U.S. West Texas Intermediate and international benchmark Brent crude oil futures settled higher for the first week in three last week. The markets were underpinned by a bullish U.S. Energy Information Administration’s weekly inventories report, Saudi Arabia’s halt on transporting crude through a key shipping lane, and the easing of trade tensions between the United States and European Union. However, gains were limited because of concerns over the lingering trade dispute between the United States and China, which threatens global economic growth.

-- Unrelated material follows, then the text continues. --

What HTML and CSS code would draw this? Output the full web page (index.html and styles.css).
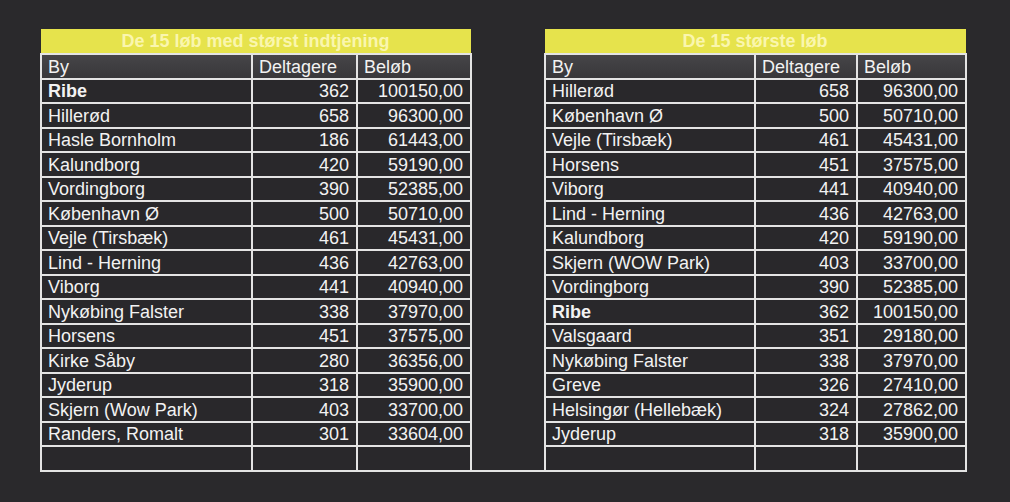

Official U.S. data showed U.S. crude oil inventories last week declined more than expected to their lowest level since 2015 as exports climbed and stocks at the Cushing futures hub dropped.
Crude inventories fell 6.1 million barrels in the week-ending July 20, versus analyst expectations for a decrease of 2.3 million barrels, the U.S. Energy Information Administration said on Wednesday.
At 404.9 million barrels, inventories, not including the nation’s emergency petroleum reserve, were at their lowest level since February 2015.
Key Price Driver
According to reports, Saudi Arabia, the world’s biggest oil exporter, said on Thursday that it was “temporarily halting” all oil shipments through the strategic Red Sea lane of Bab al-Mandeb after an attack on two big oil tankers by Yemen’s Iran-aligned Houthi movement.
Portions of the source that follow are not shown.